>> Begin
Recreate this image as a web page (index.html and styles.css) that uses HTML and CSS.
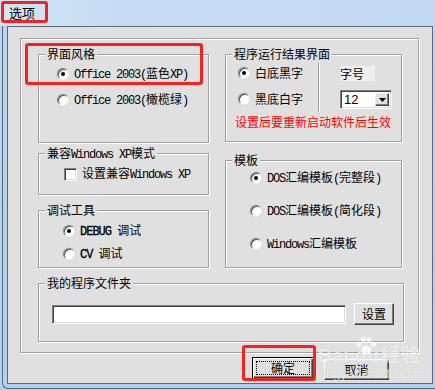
FILE: index.html
```html
<!DOCTYPE html>
<html lang="zh">
<head>
<meta charset="utf-8">
<title>选项</title>
<link rel="stylesheet" href="styles.css">
</head>
<body>
<div class="titlebar"><span class="title">选项</span></div>
<div class="frame">
  <div class="client">
    <div class="panel">
      <div class="cols">
        <div class="col col-left">
          <div class="group g1">
            <span class="legend">界面风格</span>
            <div class="opt r26"><span class="radio on"></span><span><span class="en">Office 2003(</span>蓝色<span class="en">XP)</span></span></div>
            <div class="opt r26"><span class="radio"></span><span><span class="en">Office 2003(</span>橄榄绿<span class="en">)</span></span></div>
          </div>
          <div class="group g2">
            <span class="legend">兼容<span class="en">Windows XP</span>模式</span>
            <div class="opt r24"><span class="check"></span><span>设置兼容<span class="en">Windows XP</span></span></div>
          </div>
          <div class="group g3">
            <span class="legend">调试工具</span>
            <div class="opt r23"><span class="radio on"></span><span><span class="en b">DEBUG </span>调试</span></div>
            <div class="opt r23"><span class="radio"></span><span><span class="en b">CV </span>调试</span></div>
          </div>
        </div>
        <div class="col col-right">
          <div class="group g4">
            <span class="legend">程序运行结果界面</span>
            <div class="rt-top">
              <div class="rt-radios">
                <div class="opt r26"><span class="radio on"></span><span>白底黑字</span></div>
                <div class="opt r26"><span class="radio"></span><span>黑底白字</span></div>
              </div>
              <div class="vsep"></div>
              <div class="rt-size">
                <div class="size-label">字号</div>
                <div class="combo"><span class="combo-val">12</span><span class="combo-btn"><svg width="7" height="4" viewBox="0 0 7 4"><path d="M0 0H7L3.5 4Z" fill="#000"/></svg></span></div>
              </div>
            </div>
            <div class="warn">设置后要重新启动软件后生效</div>
          </div>
          <div class="group g5">
            <span class="legend">模板</span>
            <div class="opt r20"><span class="radio on"></span><span><span class="en">DOS</span>汇编模板<span class="en">(</span>完整段<span class="en">)</span></span></div>
            <div class="opt r20"><span class="radio"></span><span><span class="en">DOS</span>汇编模板<span class="en">(</span>简化段<span class="en">)</span></span></div>
            <div class="opt r20"><span class="radio"></span><span><span class="en">Windows</span>汇编模板</span></div>
          </div>
        </div>
      </div>
      <div class="group g6">
        <span class="legend">我的程序文件夹</span>
        <div class="folder-row">
          <div class="field"></div>
          <button class="btn btn-set">设置</button>
        </div>
      </div>
    </div>
    <div class="actions">
      <button class="btn btn-ok"><span class="focus">确定</span></button>
      <button class="btn btn-cancel">取消</button>
    </div>
  </div>
</div>

<div class="watermark">
  <svg class="paw" width="22" height="20" viewBox="0 0 22 20"><g fill="rgba(255,255,255,0.7)"><circle cx="4" cy="8" r="2.6"/><circle cx="8.5" cy="3.5" r="2.6"/><circle cx="14" cy="3.5" r="2.6"/><circle cx="18.5" cy="8" r="2.6"/><ellipse cx="11" cy="14" rx="5" ry="4.5"/></g></svg>
  <div class="wm-big">Bai<span class="wm-du">du</span>经验</div>
  <div class="wm-small">jingyan.baidu.com</div>
</div>

<div class="mark mark-title"></div>
<div class="mark mark-style"></div>
<div class="mark mark-ok"></div>
</body>
</html>
```
FILE: styles.css
```css
* { box-sizing: border-box; }
html, body { margin: 0; padding: 0; }
body {
  width: 435px;
  height: 390px;
  overflow: hidden;
  position: relative;
  background: linear-gradient(to bottom, #c4dbf2 0, #bcd5ee 30px, #b3cfec 390px);
  font-family: "Noto Sans CJK SC", sans-serif;
  font-size: 12px;
  color: #000;
}
.titlebar {
  height: 26px;
  padding-left: 9px;
  line-height: 25px;
  font-size: 13px;
  background: linear-gradient(to right, #d3e5f6 0, #c6dcf2 120px, #c2daf1 435px);
}
.frame {
  margin-left: 2px;
  width: 433px;
  height: 363px;
  padding: 0 0 4px 4px;
  border-left: 1px solid #56667a;
  border-bottom: 1px solid #56667a;
  border-bottom-left-radius: 6px;
}
.client {
  width: 426px;
  height: 358px;
  border: 1px solid #5b6878;
  background: #e0e0e0;
  padding: 11px 0 0 12px;
}
.panel {
  width: 399px;
  height: 315px;
  border: 1px solid #a0a0a0;
  box-shadow: 1px 1px 0 #fff, inset 1px 1px 0 #fff;
  padding: 15px 0 0 17px;
}
.cols { display: flex; gap: 16px; height: 214px; }
.col { display: flex; flex-direction: column; }
.col-left { width: 171px; }
.col-right { width: 177px; }

.group {
  position: relative;
  border: 1px solid #a0a0a0;
  box-shadow: 1px 1px 0 #fff, inset 1px 1px 0 #fff;
}
.legend {
  position: absolute;
  top: -8px;
  left: 6px;
  padding: 0 2px;
  line-height: 14px;
  background: #e0e0e0;
  white-space: nowrap;
}
.en {
  font-family: "Liberation Mono", monospace;
  font-size: 12px;
  letter-spacing: -1.2px;
  white-space: pre;
}
.en.b { letter-spacing: -1px; -webkit-text-stroke: 0.3px #000; }

.opt { display: flex; align-items: center; gap: 5px; white-space: nowrap; line-height: 14px; }
.r26 { height: 26px; }
.r24 { height: 24px; }
.r23 { height: 23px; }
.r20 { height: 20px; }

.radio {
  position: relative;
  flex: none;
  width: 12px;
  height: 12px;
  border-radius: 50%;
  background: #fff;
  border: 1px solid;
  border-color: #8a8a8a #f4f4f4 #f4f4f4 #8a8a8a;
  box-shadow: inset 1px 1px 0 #505050, 0 0 0 0.5px #c8c8c8;
}
.radio.on::after {
  content: "";
  position: absolute;
  left: 3px;
  top: 3px;
  width: 4px;
  height: 4px;
  border-radius: 50%;
  background: #000;
}
.check {
  flex: none;
  width: 13px;
  height: 13px;
  background: #fff;
  border: 1px solid;
  border-color: #808080 #fff #fff #808080;
  box-shadow: inset 1px 1px 0 #404040, inset -1px -1px 0 #dcdcdc;
}

.g1 { height: 89px; margin-bottom: 10px; padding: 6px 0 0 18px; }
.g2 { height: 42px; margin-bottom: 15px; padding: 8px 0 0 25px; }
.g3 { height: 58px; padding: 8px 0 0 24px; }
.g4 { height: 88px; margin-bottom: 18px; padding: 5px 0 0 12px; }
.g5 { height: 108px; padding: 7px 0 0 24px; display: flex; flex-direction: column; gap: 13px; }
.g6 { width: 366px; height: 59px; margin-top: 15px; padding: 19px 0 0 13px; }

.rt-top { display: flex; height: 52px; }
.rt-radios { width: 80px; display: flex; flex-direction: column; }
.vsep {
  width: 2px;
  height: 49px;
  margin-top: 3px;
  border-left: 1px solid #a0a0a0;
  border-right: 1px solid #fff;
}
.rt-size { margin-left: 20px; padding-top: 6px; }
.size-label {
  width: 35px;
  height: 15px;
  line-height: 15px;
  background: #eeeeee;
}
.combo {
  margin-top: 9px;
  width: 52px;
  height: 19px;
  display: flex;
  align-items: center;
  justify-content: space-between;
  background: #fff;
  border: 1px solid;
  border-color: #808080 #fff #fff #808080;
  box-shadow: inset 1px 1px 0 #404040, inset -1px -1px 0 #dcdcdc;
  padding: 0 2px 0 3px;
}
.combo-val { font-family: "Liberation Sans", sans-serif; font-size: 13px; line-height: 15px; }
.combo-btn {
  width: 14px;
  height: 13px;
  display: flex;
  align-items: center;
  justify-content: center;
  background: #e0e0e0;
  border: 1px solid;
  border-color: #f0f0f0 #404040 #404040 #f0f0f0;
  box-shadow: inset -1px -1px 0 #808080;
}
.warn {
  margin: 2px 0 0 -3px;
  line-height: 16px;
  color: #ff0000;
  white-space: nowrap;
}

.folder-row { display: flex; align-items: center; gap: 8px; }
.field {
  width: 294px;
  height: 19px;
  background: #fff;
  border: 1px solid;
  border-color: #808080 #fff #fff #808080;
  box-shadow: inset 1px 1px 0 #404040, inset -1px -1px 0 #dcdcdc;
}
.btn {
  font-family: "Noto Sans CJK SC", sans-serif;
  font-size: 12px;
  color: #000;
  padding: 0;
  background: #e0e0e0;
  border: 1px solid;
  border-color: #fff #404040 #404040 #fff;
  box-shadow: inset -1px -1px 0 #808080;
  line-height: 14px;
}
.btn-set { width: 40px; height: 22px; }

.actions {
  display: flex;
  justify-content: flex-end;
  align-items: flex-start;
  gap: 10px;
  margin-top: 4px;
  padding-right: 43px;
}
.btn-ok {
  width: 62px;
  height: 22px;
  border: 1px solid #000;
  box-shadow: inset 1px 1px 0 #fff, inset -1px -1px 0 #404040, inset -2px -2px 0 #808080;
  padding: 3px;
}
.focus {
  display: flex;
  align-items: center;
  justify-content: center;
  width: 100%;
  height: 100%;
  border: 1px dotted #000;
}
.btn-cancel { width: 65px; height: 21px; margin-top: 2px; }

.watermark {
  position: absolute;
  left: 318px;
  top: 336px;
  color: rgba(255, 255, 255, 0.7);
  text-shadow: 0 0 1px rgba(120, 120, 120, 0.3);
  font-family: "Liberation Sans", "Noto Sans CJK SC", sans-serif;
  pointer-events: none;
}
.paw { position: absolute; left: 37px; top: 0; }
.wm-big { margin-top: 10px; font-size: 19px; font-weight: bold; line-height: 19px; white-space: nowrap; letter-spacing: 0.5px; }
.wm-du { margin: 0 2px 0 6px; }
.wm-small { margin-top: 2px; font-size: 13px; line-height: 13px; margin-left: 2px; white-space: nowrap; }

.mark {
  position: absolute;
  border: 3px solid #f4231f;
  border-radius: 3px;
}
.mark-title { left: 1px; top: 1px; width: 47px; height: 22px; }
.mark-style { left: 25px; top: 43px; width: 178px; height: 42px; }
.mark-ok { left: 242px; top: 345px; width: 74px; height: 36px; }
```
>> End
Exercise:
How many lines in the listing contain "styles"? Answer with the number alone.

Right answer:
3